* RECORDED DATA
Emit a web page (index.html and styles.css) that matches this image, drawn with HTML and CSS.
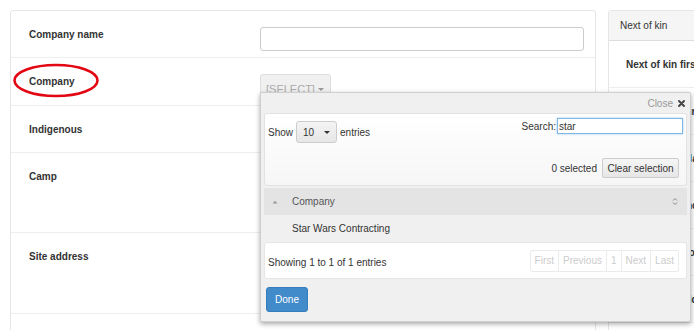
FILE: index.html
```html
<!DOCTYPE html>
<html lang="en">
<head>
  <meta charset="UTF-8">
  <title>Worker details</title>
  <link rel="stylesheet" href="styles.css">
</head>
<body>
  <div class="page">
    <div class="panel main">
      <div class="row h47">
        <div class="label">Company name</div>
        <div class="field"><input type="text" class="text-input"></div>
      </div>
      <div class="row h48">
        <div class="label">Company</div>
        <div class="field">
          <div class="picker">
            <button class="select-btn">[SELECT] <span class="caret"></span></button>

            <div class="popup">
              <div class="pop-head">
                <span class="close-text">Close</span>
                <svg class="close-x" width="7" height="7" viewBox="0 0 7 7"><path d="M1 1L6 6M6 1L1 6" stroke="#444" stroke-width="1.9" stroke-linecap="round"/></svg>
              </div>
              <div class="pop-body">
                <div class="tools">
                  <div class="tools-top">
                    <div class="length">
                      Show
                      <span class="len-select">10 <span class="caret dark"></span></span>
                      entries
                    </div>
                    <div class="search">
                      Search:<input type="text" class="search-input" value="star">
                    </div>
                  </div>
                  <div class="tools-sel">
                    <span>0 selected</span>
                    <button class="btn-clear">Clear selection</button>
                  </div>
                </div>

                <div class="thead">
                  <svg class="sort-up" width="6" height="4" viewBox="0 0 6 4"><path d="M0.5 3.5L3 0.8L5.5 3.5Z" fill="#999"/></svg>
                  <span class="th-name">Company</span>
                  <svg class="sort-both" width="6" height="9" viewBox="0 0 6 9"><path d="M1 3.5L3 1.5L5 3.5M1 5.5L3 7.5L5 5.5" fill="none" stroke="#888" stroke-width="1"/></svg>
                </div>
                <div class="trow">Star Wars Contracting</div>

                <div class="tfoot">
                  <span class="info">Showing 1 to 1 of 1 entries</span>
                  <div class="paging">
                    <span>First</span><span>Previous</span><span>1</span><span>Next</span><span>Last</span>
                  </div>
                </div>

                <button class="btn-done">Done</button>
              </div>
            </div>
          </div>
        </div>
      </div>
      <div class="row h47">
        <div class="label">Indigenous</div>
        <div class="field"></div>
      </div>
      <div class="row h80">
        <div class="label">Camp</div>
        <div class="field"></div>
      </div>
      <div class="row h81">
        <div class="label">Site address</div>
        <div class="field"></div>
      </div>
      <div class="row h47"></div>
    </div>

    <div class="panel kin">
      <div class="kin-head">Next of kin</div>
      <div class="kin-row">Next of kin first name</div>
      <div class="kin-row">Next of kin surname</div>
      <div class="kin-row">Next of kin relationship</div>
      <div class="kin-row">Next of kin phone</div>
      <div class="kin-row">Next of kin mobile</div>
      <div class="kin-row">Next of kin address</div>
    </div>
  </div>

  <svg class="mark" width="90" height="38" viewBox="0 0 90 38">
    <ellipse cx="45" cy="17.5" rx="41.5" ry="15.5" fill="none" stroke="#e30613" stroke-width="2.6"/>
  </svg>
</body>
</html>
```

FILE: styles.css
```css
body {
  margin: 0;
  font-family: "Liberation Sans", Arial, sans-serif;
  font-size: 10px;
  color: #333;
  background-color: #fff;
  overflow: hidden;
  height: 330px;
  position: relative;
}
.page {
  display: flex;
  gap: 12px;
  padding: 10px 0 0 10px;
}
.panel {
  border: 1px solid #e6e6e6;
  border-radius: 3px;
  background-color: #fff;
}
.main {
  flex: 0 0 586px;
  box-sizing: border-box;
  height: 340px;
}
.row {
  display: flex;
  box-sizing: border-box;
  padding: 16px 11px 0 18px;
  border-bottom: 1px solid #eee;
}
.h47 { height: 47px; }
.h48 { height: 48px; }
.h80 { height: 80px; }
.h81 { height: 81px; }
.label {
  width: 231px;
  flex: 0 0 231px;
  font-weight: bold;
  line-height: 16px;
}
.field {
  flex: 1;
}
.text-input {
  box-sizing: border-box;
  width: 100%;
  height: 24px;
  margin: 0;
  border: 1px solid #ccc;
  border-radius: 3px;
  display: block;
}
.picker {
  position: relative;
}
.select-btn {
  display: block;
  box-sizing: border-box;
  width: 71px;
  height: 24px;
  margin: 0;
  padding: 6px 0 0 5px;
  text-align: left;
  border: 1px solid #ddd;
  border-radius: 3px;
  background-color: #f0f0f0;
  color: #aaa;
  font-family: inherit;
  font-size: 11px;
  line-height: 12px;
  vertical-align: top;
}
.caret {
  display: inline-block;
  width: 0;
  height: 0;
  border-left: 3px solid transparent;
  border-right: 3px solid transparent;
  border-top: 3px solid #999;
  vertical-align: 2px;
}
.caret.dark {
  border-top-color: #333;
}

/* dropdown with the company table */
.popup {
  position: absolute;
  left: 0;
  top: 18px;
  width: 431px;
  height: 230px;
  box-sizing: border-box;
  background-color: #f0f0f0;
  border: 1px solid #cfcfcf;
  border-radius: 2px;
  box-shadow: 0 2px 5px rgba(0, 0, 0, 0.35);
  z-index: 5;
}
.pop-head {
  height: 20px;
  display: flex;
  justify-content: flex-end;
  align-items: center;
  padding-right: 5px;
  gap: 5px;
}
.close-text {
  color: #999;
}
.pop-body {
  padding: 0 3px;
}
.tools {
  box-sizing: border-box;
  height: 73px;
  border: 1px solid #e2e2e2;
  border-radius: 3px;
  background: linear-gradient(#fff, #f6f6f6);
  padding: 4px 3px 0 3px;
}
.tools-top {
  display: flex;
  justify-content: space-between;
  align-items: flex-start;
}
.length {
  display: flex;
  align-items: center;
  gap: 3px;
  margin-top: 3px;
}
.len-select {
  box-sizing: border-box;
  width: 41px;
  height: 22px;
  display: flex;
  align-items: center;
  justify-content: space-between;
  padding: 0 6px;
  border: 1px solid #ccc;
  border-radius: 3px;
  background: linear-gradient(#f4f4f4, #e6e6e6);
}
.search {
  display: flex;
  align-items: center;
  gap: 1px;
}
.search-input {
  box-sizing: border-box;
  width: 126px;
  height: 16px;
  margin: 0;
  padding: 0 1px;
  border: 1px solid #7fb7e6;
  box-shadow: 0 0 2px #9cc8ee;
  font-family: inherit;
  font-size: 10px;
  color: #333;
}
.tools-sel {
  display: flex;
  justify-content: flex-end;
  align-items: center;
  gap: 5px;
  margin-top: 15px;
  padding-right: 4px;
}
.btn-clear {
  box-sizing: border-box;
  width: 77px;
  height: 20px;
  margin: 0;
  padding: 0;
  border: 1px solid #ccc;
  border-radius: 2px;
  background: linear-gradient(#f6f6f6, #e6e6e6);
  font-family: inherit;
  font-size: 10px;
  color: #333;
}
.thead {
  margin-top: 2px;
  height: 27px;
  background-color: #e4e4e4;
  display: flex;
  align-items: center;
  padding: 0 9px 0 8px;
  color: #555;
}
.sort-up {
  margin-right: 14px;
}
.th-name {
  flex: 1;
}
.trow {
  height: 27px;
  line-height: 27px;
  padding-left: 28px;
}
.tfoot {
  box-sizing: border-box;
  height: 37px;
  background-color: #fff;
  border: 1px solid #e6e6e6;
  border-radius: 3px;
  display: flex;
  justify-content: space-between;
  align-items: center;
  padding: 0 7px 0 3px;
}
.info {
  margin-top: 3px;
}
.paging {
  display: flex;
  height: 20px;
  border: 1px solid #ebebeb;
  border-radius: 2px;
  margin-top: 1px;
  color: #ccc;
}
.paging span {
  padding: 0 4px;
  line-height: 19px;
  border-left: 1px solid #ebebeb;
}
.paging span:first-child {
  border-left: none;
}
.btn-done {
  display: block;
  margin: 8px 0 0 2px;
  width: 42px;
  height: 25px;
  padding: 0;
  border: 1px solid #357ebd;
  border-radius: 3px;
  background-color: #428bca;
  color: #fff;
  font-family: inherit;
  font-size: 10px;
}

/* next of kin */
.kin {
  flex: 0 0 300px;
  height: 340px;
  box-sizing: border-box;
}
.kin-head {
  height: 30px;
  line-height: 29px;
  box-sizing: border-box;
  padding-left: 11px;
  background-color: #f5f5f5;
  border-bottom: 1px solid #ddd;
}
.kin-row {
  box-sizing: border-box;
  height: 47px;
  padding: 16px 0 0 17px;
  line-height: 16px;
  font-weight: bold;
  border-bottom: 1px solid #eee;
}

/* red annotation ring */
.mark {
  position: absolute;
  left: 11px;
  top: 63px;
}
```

* PROBLEM TO WORK ON
Report only the number of lines in the listing that contain the word "page".

* WRITTEN ANSWER
3